## PROBLEM REQUIREMENTS
Extract, without alteration, each line from the start of the listing to the line bearing "const email = ref('')".

## DATA BLOCK
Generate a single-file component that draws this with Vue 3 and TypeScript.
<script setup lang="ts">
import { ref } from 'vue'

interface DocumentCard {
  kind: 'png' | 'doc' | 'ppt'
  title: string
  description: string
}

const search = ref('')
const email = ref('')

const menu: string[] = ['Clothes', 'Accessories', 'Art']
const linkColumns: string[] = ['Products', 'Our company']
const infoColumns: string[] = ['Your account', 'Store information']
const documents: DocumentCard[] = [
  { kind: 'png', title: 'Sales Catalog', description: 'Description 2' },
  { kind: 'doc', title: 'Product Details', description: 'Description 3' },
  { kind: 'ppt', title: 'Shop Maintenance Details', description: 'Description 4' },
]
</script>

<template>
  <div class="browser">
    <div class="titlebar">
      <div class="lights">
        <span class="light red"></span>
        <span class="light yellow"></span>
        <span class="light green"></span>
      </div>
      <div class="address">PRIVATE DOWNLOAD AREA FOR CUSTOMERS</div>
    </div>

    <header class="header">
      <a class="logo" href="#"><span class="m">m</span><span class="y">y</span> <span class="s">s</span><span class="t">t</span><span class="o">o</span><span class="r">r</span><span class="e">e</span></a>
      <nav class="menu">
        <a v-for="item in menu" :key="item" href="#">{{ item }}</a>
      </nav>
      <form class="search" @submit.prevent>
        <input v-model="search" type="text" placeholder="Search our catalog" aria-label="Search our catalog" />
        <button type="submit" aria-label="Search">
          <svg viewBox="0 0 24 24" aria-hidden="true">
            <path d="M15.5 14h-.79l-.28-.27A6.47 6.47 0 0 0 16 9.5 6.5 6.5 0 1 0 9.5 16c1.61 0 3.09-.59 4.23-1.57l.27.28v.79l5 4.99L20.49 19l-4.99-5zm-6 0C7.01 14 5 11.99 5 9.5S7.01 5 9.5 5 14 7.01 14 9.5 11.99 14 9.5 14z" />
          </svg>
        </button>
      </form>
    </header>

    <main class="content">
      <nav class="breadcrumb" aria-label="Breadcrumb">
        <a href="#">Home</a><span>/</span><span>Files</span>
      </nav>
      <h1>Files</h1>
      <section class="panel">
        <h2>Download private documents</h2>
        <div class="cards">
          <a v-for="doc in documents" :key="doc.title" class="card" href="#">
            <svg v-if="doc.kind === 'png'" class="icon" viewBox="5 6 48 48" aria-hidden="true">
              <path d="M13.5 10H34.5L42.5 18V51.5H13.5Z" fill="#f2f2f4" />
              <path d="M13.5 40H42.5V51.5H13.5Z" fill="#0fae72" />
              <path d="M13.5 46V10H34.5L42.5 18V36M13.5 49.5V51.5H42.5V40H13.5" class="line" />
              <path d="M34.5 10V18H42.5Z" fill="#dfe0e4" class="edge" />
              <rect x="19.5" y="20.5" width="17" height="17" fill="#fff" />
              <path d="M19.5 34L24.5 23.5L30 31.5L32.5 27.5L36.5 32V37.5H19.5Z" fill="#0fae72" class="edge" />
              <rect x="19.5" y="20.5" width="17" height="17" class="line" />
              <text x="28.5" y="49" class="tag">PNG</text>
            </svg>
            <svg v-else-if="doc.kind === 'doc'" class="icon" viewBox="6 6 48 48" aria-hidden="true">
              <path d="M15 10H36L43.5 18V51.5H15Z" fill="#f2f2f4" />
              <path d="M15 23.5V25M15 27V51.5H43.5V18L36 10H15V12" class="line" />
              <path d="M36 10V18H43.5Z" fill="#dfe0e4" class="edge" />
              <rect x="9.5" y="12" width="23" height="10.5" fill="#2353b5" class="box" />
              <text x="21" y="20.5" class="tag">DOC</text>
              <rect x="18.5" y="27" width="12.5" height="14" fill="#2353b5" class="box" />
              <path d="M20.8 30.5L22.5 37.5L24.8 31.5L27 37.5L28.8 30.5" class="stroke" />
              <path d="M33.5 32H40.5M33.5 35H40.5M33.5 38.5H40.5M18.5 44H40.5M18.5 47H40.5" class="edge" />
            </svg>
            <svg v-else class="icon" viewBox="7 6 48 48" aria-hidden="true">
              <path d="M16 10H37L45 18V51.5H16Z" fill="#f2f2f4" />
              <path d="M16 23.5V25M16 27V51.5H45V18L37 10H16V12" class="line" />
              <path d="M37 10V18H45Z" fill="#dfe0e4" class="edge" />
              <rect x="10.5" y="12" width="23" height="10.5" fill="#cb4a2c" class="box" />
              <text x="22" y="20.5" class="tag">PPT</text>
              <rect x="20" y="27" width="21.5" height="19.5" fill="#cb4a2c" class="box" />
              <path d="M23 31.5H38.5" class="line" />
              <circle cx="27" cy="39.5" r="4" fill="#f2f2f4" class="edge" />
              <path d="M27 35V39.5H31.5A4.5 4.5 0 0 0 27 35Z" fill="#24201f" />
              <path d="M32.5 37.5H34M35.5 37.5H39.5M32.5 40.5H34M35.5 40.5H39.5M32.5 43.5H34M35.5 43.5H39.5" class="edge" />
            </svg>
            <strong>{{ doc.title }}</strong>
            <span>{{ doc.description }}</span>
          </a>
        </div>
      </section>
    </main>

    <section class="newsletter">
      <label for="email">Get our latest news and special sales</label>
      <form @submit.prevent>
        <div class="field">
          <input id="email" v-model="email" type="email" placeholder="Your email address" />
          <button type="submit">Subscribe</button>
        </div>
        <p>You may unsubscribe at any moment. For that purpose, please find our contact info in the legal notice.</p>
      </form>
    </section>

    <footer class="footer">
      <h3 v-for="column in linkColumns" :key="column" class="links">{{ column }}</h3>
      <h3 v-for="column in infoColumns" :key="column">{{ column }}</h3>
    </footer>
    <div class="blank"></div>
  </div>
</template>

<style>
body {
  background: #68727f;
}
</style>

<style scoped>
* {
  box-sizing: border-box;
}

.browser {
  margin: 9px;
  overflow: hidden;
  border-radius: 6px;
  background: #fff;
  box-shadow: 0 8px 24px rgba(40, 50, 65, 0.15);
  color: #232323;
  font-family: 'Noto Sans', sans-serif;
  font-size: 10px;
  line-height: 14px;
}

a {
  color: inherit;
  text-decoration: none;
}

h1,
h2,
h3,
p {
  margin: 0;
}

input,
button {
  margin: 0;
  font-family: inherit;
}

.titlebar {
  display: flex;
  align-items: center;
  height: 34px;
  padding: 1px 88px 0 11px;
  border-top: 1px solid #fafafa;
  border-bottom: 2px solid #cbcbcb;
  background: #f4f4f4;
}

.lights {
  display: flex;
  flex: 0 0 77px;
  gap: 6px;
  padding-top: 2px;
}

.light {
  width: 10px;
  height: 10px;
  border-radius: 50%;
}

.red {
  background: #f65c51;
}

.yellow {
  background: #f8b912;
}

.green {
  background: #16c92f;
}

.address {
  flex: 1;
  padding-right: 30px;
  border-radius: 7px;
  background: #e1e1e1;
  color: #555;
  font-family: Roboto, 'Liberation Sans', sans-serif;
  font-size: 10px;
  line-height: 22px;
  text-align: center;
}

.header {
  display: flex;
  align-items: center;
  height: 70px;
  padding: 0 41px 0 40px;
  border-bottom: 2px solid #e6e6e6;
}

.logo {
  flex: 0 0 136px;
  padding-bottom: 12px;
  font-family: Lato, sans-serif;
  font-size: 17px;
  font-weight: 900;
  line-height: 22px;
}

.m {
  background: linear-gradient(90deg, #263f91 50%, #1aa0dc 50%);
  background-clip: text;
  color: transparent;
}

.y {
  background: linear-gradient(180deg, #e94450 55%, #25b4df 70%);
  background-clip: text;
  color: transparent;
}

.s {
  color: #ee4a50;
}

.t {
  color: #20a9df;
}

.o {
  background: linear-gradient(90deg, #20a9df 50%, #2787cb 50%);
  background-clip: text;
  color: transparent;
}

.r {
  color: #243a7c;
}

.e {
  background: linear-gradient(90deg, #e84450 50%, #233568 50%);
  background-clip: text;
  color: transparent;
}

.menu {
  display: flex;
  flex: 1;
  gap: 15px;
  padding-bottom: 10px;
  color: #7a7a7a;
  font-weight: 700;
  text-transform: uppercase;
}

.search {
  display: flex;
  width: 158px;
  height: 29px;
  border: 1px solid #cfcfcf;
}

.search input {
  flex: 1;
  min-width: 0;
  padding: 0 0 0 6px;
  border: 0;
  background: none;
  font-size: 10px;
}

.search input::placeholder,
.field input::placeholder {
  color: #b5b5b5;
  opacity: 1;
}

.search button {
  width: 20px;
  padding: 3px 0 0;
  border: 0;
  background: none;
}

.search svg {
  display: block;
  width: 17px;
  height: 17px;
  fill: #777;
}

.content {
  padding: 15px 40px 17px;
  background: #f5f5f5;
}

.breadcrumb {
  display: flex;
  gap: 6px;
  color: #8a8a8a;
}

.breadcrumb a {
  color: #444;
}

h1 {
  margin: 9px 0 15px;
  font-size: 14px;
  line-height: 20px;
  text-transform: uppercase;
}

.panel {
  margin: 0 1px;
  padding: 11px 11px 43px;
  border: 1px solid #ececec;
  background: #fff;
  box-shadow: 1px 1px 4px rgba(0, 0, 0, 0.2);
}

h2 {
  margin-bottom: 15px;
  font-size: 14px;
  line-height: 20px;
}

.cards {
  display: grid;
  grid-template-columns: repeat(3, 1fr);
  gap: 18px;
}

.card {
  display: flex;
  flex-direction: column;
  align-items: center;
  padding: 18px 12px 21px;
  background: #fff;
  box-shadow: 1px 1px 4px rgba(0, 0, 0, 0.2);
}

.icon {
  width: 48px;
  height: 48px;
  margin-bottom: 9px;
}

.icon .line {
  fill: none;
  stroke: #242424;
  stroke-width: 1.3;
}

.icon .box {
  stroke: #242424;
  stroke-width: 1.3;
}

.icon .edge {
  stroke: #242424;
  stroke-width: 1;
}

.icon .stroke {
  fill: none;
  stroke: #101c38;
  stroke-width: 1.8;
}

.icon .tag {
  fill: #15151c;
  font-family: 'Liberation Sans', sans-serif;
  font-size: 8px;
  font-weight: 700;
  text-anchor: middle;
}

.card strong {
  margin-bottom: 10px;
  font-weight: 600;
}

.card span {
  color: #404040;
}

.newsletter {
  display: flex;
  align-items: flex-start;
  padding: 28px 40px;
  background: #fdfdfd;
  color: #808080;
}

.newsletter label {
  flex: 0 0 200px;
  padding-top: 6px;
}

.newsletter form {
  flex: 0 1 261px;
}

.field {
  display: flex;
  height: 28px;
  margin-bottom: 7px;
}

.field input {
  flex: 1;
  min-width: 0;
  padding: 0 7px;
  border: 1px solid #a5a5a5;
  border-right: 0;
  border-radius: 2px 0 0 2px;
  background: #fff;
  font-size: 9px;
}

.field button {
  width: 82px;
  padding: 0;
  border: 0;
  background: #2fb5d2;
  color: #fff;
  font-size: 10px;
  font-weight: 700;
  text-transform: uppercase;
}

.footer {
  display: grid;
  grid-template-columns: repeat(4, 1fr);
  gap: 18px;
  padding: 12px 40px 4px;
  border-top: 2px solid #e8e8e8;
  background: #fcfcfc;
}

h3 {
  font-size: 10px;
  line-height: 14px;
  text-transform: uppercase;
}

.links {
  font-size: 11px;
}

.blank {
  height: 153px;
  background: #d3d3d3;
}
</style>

## ANSWER FOR THIS EXERCISE
Generate a single-file component that draws this with Vue 3 and TypeScript.
<script setup lang="ts">
import { ref } from 'vue'

interface DocumentCard {
  kind: 'png' | 'doc' | 'ppt'
  title: string
  description: string
}

const search = ref('')
const email = ref('')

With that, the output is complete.